À propos de notre Grand Dossier n° 53, intitulé « Soigner, une science humaine » (décembre 2018/janvier-février 2019), la docteur Michèle Mazeau, neuropsychologue, nous a adressé une vive critique.
Je vous écris au sujet de l’article « Tout est médical ! », signé de Christelle Rabier.
Je déplore en effet que, concernant le TDA/H (trouble déficitaire de l’attention, avec ou sans hyperactivité) et son traitement médicamenteux, cette historienne diffuse des croyances mal fondées, et se fasse l’écho d’amalgames nocifs entre des pathologies neurologiques avérées et des faits de société discutables, amalgames par ailleurs largement exploités sur le Net. Le chapeau de l’article (« Des médicaments pour calmer les enfants agités ») surfe sur une vague médiatique pernicieuse, en particulier par la mise en lien avec « faire pousser les cheveux » (!), suggérant ainsi qu’il s’agit de purs caprices, d’exigences parentales et sociétales de normalisation de l’enfant turbulent. En réalité, le traitement en question n’est pas du tout un calmant, information qui est d’ailleurs mentionnée dans le corps de l’article.
Je suppose que C. Rabier n’a jamais rencontré d’enfant présentant ce trouble neurologique, ce qui est naturel au vu de sa profession d’historienne, et donc qu’elle ne sait rien de la souffrance de ces enfants, de leurs familles, ni des conséquences délétères graves à moyen et court terme que ce trouble du développement neurologique induit dans tous les aspects de la vie de l’enfant, puis du jeune, puis de l’adulte.
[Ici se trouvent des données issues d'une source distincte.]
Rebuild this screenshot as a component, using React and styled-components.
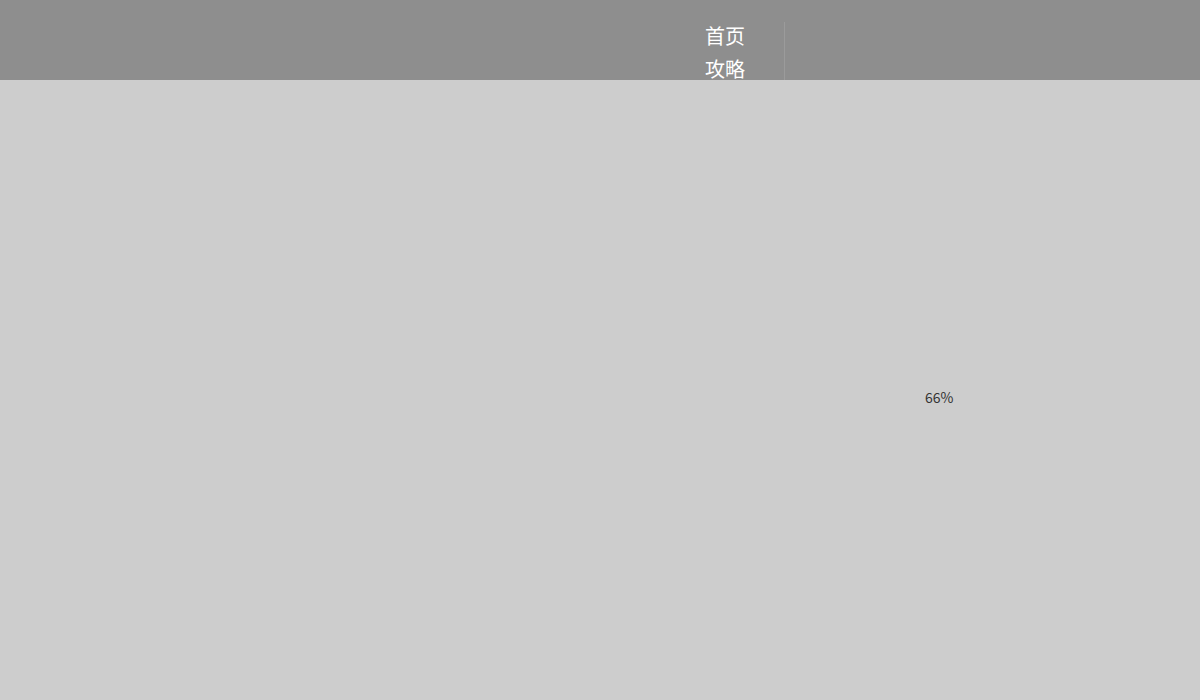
import styled, { createGlobalStyle } from "styled-components";

const GlobalStyle = createGlobalStyle`
  html, body {
    margin: 0;
    padding: 0;
    height: 100%;
    background: #cdcdcd;
    font-family: "Noto Sans CJK SC", "Noto Sans", sans-serif;
  }
  #root {
    min-height: 100%;
  }
`;

const Page = styled.div`
  width: 100%;
  min-height: 100vh;
  display: flex;
  flex-direction: column;
  background: #cdcdcd;
`;

const Header = styled.header`
  height: 80px;
  background: #8e8e8e;
  display: flex;
  align-items: stretch;
  overflow: hidden;
  flex-shrink: 0;
`;

const Nav = styled.ul`
  list-style: none;
  margin: 0 0 0 705px;
  padding: 19px 0 0 0;
  width: 40px;
`;

const NavItem = styled.li`
  font-size: 20px;
  line-height: 33px;
  color: #ffffff;
  white-space: nowrap;
`;

const Divider = styled.div`
  width: 1px;
  margin: 22px 0 0 39px;
  background: #9b9b9b;
`;

const Main = styled.main`
  flex: 1;
  padding: 304px 0 0 925px;
`;

const Progress = styled.span`
  font-family: "Noto Sans CJK SC", sans-serif;
  font-size: 14px;
  line-height: 20px;
  color: #333333;
`;

export default function App() {
  return (
    <>
      <GlobalStyle />
      <Page>
        <Header>
          <Nav>
            <NavItem>首页</NavItem>
            <NavItem>攻略</NavItem>
          </Nav>
          <Divider />
        </Header>
        <Main>
          <Progress>66%</Progress>
        </Main>
      </Page>
    </>
  );
}
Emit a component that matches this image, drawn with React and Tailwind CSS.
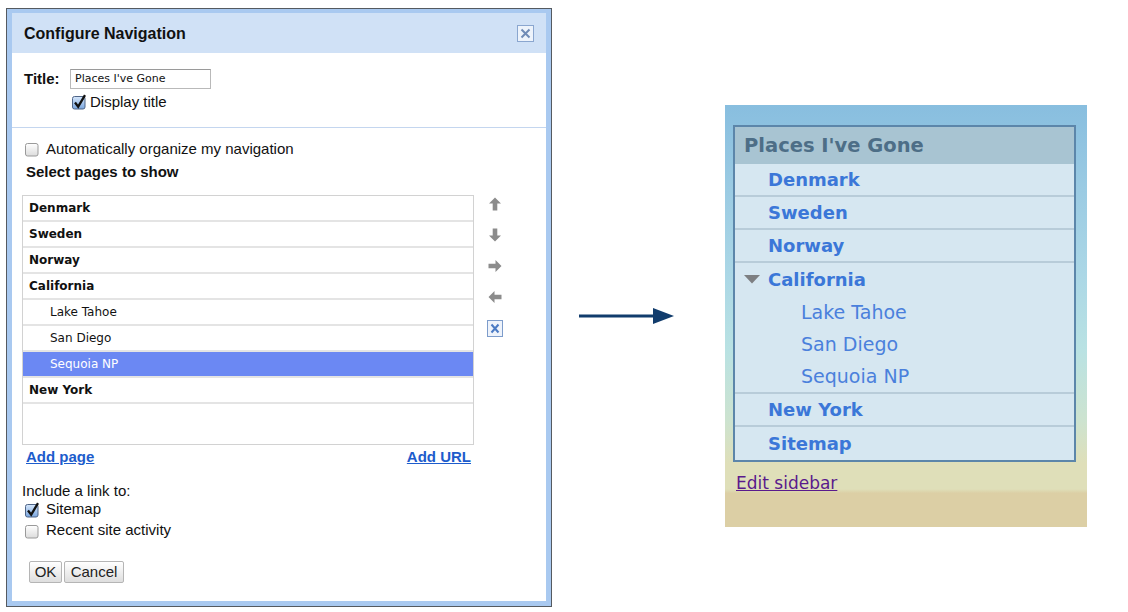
import React from "react";

function CheckBox({ checked }) {
  if (checked) {
    return (
      <svg width="15" height="16" viewBox="0 0 15 16" className="shrink-0 block">
        <defs>
          <linearGradient id="cbOn" x1="0" y1="0" x2="0" y2="1">
            <stop offset="0" stopColor="#d6e7fb" />
            <stop offset="1" stopColor="#7aa6df" />
          </linearGradient>
        </defs>
        <rect x="0.5" y="2.5" width="12.5" height="12.5" rx="2" fill="url(#cbOn)" stroke="#4f6587" />
        <path d="M3 8.5 L6.2 12.6 L13 1.2" fill="none" stroke="#111" strokeWidth="2.3" strokeLinejoin="miter" />
      </svg>
    );
  }
  return (
    <svg width="15" height="16" viewBox="0 0 15 16" className="shrink-0 block">
      <defs>
        <linearGradient id="cbOff" x1="0" y1="0" x2="0" y2="1">
          <stop offset="0" stopColor="#ffffff" />
          <stop offset="1" stopColor="#dcdcdc" />
        </linearGradient>
      </defs>
      <rect x="0.5" y="2.5" width="12.5" height="12.5" rx="2" fill="url(#cbOff)" stroke="#9a9a9a" />
    </svg>
  );
}

function XBox({ border, bg, stroke, w = 16, h = 16 }) {
  return (
    <svg width={w} height={h} viewBox={`0 0 ${w} ${h}`} className="block">
      <rect x="0.5" y="0.5" width={w - 1} height={h - 1} fill={bg} stroke={border} />
      <path d={`M4.5 4.5 L${w - 4.5} ${h - 4.5} M${w - 4.5} 4.5 L4.5 ${h - 4.5}`} stroke={stroke} strokeWidth="2" />
    </svg>
  );
}

function Arrow({ dir }) {
  const rot = { up: 0, right: 90, down: 180, left: 270 }[dir];
  return (
    <svg width="14" height="14" viewBox="0 0 14 14" className="block">
      <g transform={`rotate(${rot} 7 7)`}>
        <polygon points="7,0.5 13,6.5 9.3,6.5 9.3,13.5 4.7,13.5 4.7,6.5 1,6.5" fill="#8c8c8c" />
      </g>
    </svg>
  );
}

const pages = [
  { name: "Denmark", level: 0 },
  { name: "Sweden", level: 0 },
  { name: "Norway", level: 0 },
  { name: "California", level: 0 },
  { name: "Lake Tahoe", level: 1 },
  { name: "San Diego", level: 1 },
  { name: "Sequoia NP", level: 1, selected: true },
  { name: "New York", level: 0 },
];

function Dialog() {
  return (
    <div className="ml-[6px] mt-[8px] w-[546px] h-[599px] border border-[#555a60] bg-[#a9c9f0] shrink-0">
      <div className="h-full border-[5px] border-t-[4px] border-[#a9c9f0] flex flex-col bg-white" style={{ fontFamily: '"Liberation Sans", Arial, sans-serif' }}>
        {/* header */}
        <div className="h-[40px] bg-[#d0e1f6] flex items-center justify-between pl-[12px] pr-[12px] pt-[1px]">
          <span className="text-[16px] font-bold text-[#111]">Configure Navigation</span>
          <XBox border="#8aa6cf" bg="#edf3fb" stroke="#6f8bb6" w={17} h={17} />
        </div>

        {/* title section */}
        <div className="h-[75px] border-b border-[#c4d6ef] pl-[12px] pt-[16px]">
          <div className="flex items-center h-[20px]">
            <span className="text-[15px] font-bold text-[#111] w-[46px]">Title:</span>
            <div className="w-[141px] h-[20px] border border-[#b9b9b9] border-t-[#9a9a9a] flex items-center pl-[4px] text-[11px] text-[#111]" style={{ fontFamily: '"DejaVu Sans", sans-serif' }}>
              Places I've Gone
            </div>
          </div>
          <div className="flex items-center h-[20px] mt-[3px] ml-[48px] gap-[3px]">
            <CheckBox checked />
            <span className="text-[15px] text-[#111]">Display title</span>
          </div>
        </div>

        {/* pages section */}
        <div className="pl-[10px] pt-[11px] flex flex-col">
          <div className="flex items-center h-[20px] ml-[3px] gap-[6px]">
            <CheckBox />
            <span className="text-[15px] text-[#111]">Automatically organize my navigation</span>
          </div>
          <div className="h-[20px] mt-[3px] ml-[4px] flex items-center text-[15px] font-bold text-[#111]">Select pages to show</div>
          <div className="flex mt-[13px]">
            <div className="w-[452px] h-[250px] border border-[#d2d2d2]" style={{ fontFamily: '"DejaVu Sans", sans-serif' }}>
              {pages.map((p) => (
                <div
                  key={p.name}
                  className={`h-[26px] border-b-2 border-[#e4e4e4] flex items-center text-[12px] ${p.level ? "pl-[27px]" : "pl-[6px] font-bold"} ${p.selected ? "bg-[#6b88f3] text-white border-[#d8dff7]" : "text-[#111]"}`}
                >
                  {p.name}
                </div>
              ))}
            </div>
            <div className="flex flex-col items-center w-[16px] ml-[13px] pt-[2px]">
              <Arrow dir="up" />
              <div className="mt-[17px]"><Arrow dir="down" /></div>
              <div className="mt-[17px]"><Arrow dir="right" /></div>
              <div className="mt-[17px]"><Arrow dir="left" /></div>
              <div className="mt-[16px]">
                <XBox border="#7d9ccb" bg="#eef3fb" stroke="#4b7bc4" w={16} h={17} />
              </div>
            </div>
          </div>
          <div className="w-[452px] h-[20px] mt-[2px] flex items-center justify-between pl-[4px] pr-[3px] text-[15px] font-bold text-[#1d5ccc] underline">
            <span>Add page</span>
            <span>Add URL</span>
          </div>
          <div className="h-[18px] mt-[15px] flex items-center text-[15px] text-[#111]">Include a link to:</div>
          <div className="flex items-center h-[19px] ml-[3px] gap-[6px]">
            <CheckBox checked />
            <span className="text-[15px] text-[#111]">Sitemap</span>
          </div>
          <div className="flex items-center h-[19px] mt-[2px] ml-[3px] gap-[6px]">
            <CheckBox />
            <span className="text-[15px] text-[#111]">Recent site activity</span>
          </div>
          <div className="flex mt-[21px] ml-[7px] gap-[2px]">
            <button className="h-[22px] w-[33px] border border-[#b5b5b5] rounded-[2px] bg-[linear-gradient(to_bottom,#ffffff,#dedede)] text-[15px] text-[#222] flex items-center justify-center">OK</button>
            <button className="h-[22px] w-[60px] border border-[#b5b5b5] rounded-[2px] bg-[linear-gradient(to_bottom,#ffffff,#dedede)] text-[15px] text-[#222] flex items-center justify-center">Cancel</button>
          </div>
        </div>
      </div>
    </div>
  );
}

function SideRow({ children, last }) {
  return (
    <div className={`h-[33px] flex items-center pl-[33px] ${last ? "" : "border-b-2 border-[#b8ccd9]"} font-bold text-[18px] text-[#3b77d8]`}>
      {children}
    </div>
  );
}

function Sidebar() {
  return (
    <div
      className="ml-[50px] mt-[105px] w-[362px] h-[422px] shrink-0 pl-[8px] pr-[11px] pt-[20px] bg-[linear-gradient(to_bottom,#88bedf_0%,#9bcbe3_20%,#abd7e6_40%,#b9e2e3_58%,#cde3cf_75%,#dfdfb9_85%,#dfdfb9_91%,#dccfa5_92%,#dccfa5_100%)]"
      style={{ fontFamily: '"DejaVu Sans", Verdana, sans-serif' }}
    >
      <div className="border-2 border-[#5c86aa] bg-[#d6e7f1]">
        <div className="h-[37px] bg-[#a8c4d2] flex items-center pl-[9px] text-[19.5px] font-bold text-[#4d6e87]">Places I've Gone</div>
        <SideRow>Denmark</SideRow>
        <SideRow>Sweden</SideRow>
        <SideRow>Norway</SideRow>
        <div className="border-b-2 border-[#b8ccd9]">
          <div className="h-[33px] flex items-center pl-[9px] font-bold text-[18px] text-[#3b77d8]">
            <svg width="16" height="9" viewBox="0 0 16 9" className="block mr-[8px]">
              <polygon points="0,0 16,0 8,8.5" fill="#7d7f82" />
            </svg>
            California
          </div>
          <div className="h-[32px] flex items-center pl-[66px] text-[19px] text-[#4a80dc]">Lake Tahoe</div>
          <div className="h-[32px] flex items-center pl-[66px] text-[19px] text-[#4a80dc]">San Diego</div>
          <div className="h-[32px] flex items-center pl-[66px] text-[19px] text-[#4a80dc]">Sequoia NP</div>
        </div>
        <SideRow>New York</SideRow>
        <SideRow last>Sitemap</SideRow>
      </div>
      <div className="mt-[9px] ml-[3px] text-[17px] text-[#5a1a8c] underline">Edit sidebar</div>
    </div>
  );
}

export default function App() {
  return (
    <div className="w-[1128px] h-[612px] bg-white flex items-start overflow-hidden">
      <Dialog />
      <svg width="96" height="18" viewBox="0 0 96 18" className="ml-[27px] mt-[307px] shrink-0 block">
        <rect x="0" y="7.5" width="76" height="3" fill="#113c6c" />
        <polygon points="74,1 95,9 74,17" fill="#113c6c" />
      </svg>
      <Sidebar />
    </div>
  );
}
Si, au lieu de céder à la facilité d’idées véhiculées par des sources douteuses, l’auteure avait consulté les travaux scientifiques sur le sujet 1, elle aurait constaté qu’au contraire, ce sont les jeunes qui ne sont pas traités qui ont un pronostic très sombre, dont le traitement les protégerait en grande partie. En effet, nous ne savons malheureusement pas guérir ce trouble, mais comme dans de nombreuses autres pathologies, de l’hypertension au diabète en passant par les cancers, nous savons en limiter les conséquences.